Self-organizing Weighted Incremental Probabilistic Latent Semantic Analysis
Ning Li,Wenjuan Luo,Kun Yang,Fuzhen Zhuang,Qing He,Zhongzhi Shi
DOI: https://doi.org/10.1007/s13042-017-0681-9
2017-01-01
International Journal of Machine Learning and Cybernetics
Abstract:PLSA (Probabilistic Latent Semantic Analysis) is a popular topic modeling technique which has been widely applied to text mining applications to discover the underlying topics embedded in the data corpus. However, due to the variability of increasing data, it is necessary to discover the dynamic topics and process the large dataset incrementally.

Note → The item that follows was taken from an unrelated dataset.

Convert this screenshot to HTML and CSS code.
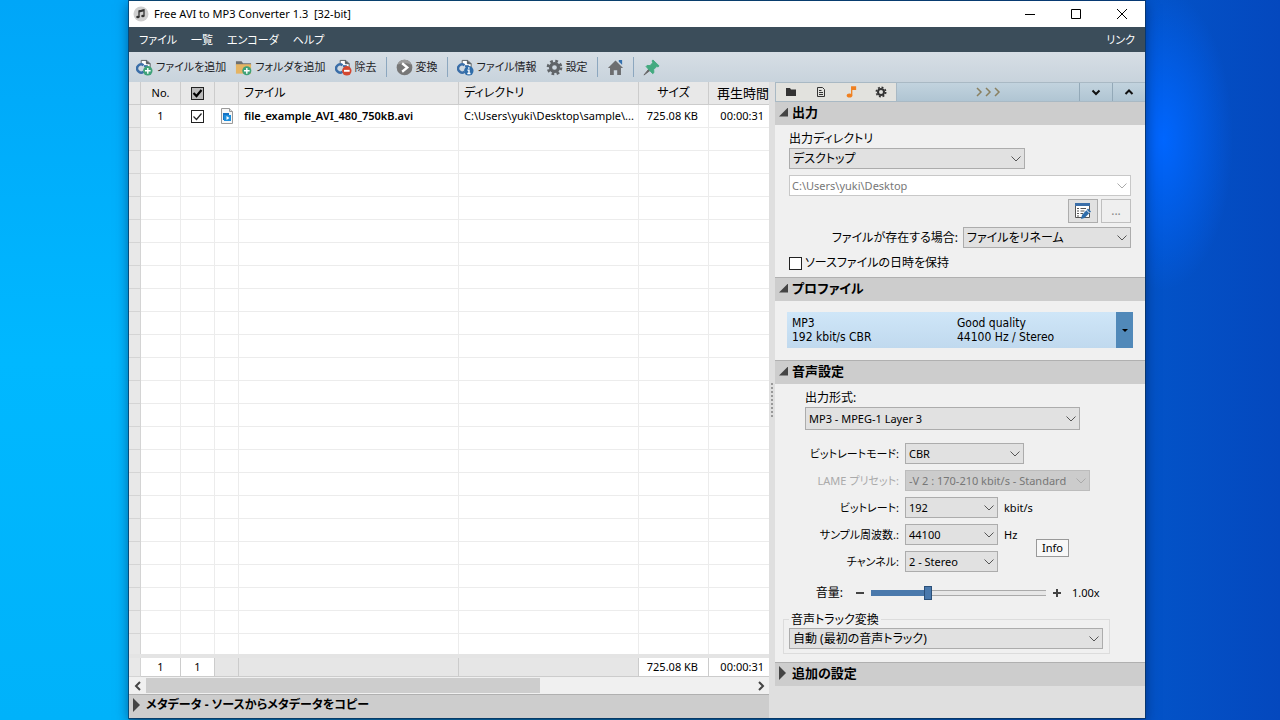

Moreover, PLSA models suffer from the problem of inferencing new documents. To overcome these problems, in this paper, we propose a novel Weighted Incremental PLSA algorithm called WIPLSA to dynamically discover topics and incrementally learn the topics from new documents. The experiments verify that the proposed WIPLSA could capture the dynamic topics hidden in the dynamic updating data corpus. Compared with PLSA, MAP PLSA and QB PLSA, WIPLSA performs better in perspexity on large dataset, which make it applicable for big data mining. In addition, WIPLSA has good performance in the application of document categorization.